Assiette de l’amende. Alors qu’en droit français, l’assiette des amendes encourues par les associations professionnelles semblait dans de nombreuses affaires être constituée par les cotisations que celles-ci perçoivent, il a été précisé dans le règlement communautaire n°1/2003 du 16 décembre 2002 que l’assiette des amendes en droit communautaire est « la somme du chiffre d’affaires total réalisé par chaque membre actif sur le marché affecté par l’infraction de l’association » lorsque l’infraction porte sur l’activité de ses membres.

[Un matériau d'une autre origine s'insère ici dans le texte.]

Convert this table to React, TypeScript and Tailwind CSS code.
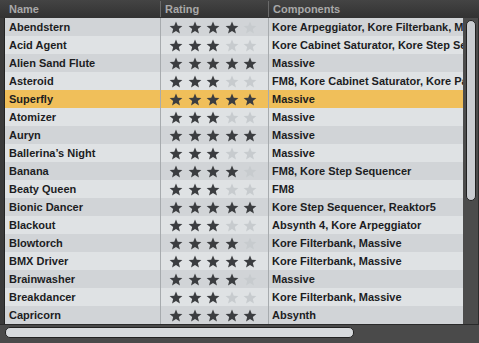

Dans ce cas, le règlement prévoit que, si l’association n’est pas solvable, « elle est tenue de lancer à ses membres un appel à contributions pour couvrir le montant de l’amende. Si ces contributions n’ont pas été versées à l’association dans un délai fixé par la Commission, celle-ci peut exiger le paiement de l’amende directement par toute entreprise dont les représentants étaient membres des organes décisionnels concernés de l’association. Après avoir exigé le paiement au titre du deuxième alinéa, lorsque cela est nécessaire pour garantir le paiement intégral de l’amende, la Commission peut exiger le paiement du solde par tout membre de l’association qui était actif sur le marché sur lequel l’infraction a été commise ». Les entreprises concernées peuvent se défendre en démontrant qu’elles n’ont pas appliqué la décision de l’association et qu’elles en ignoraient l’existence ou s’en sont activement désolidarisées avant que la Commission européenne n’entame son enquête. Le droit français semble désormais s’orienter vers une application de ces mêmes principes, ainsi que cela ressort de plusieurs décisions récentes : « lorsque l’infraction au droit de la concurrence d’un organisme professionnel porte sur les activités de ses membres, il convient en effet de prendre en compte les capacités économiques de ceux-ci. A défaut, des comportements anti-concurrentiels ayant un impact significatif sur le marché pourraient ne pas être sanctionnés à un niveau suffisamment dissuasif » [Décision n°07-D-41 du 29 novembre 2007]. On ne peut donc que souligner la nécessité pour les entreprises de se soucier des pratiques des associations professionnelles dont elles sont membres, dans la mesure où ce sont elles qui, en définitive, sont susceptibles de payer les amendes.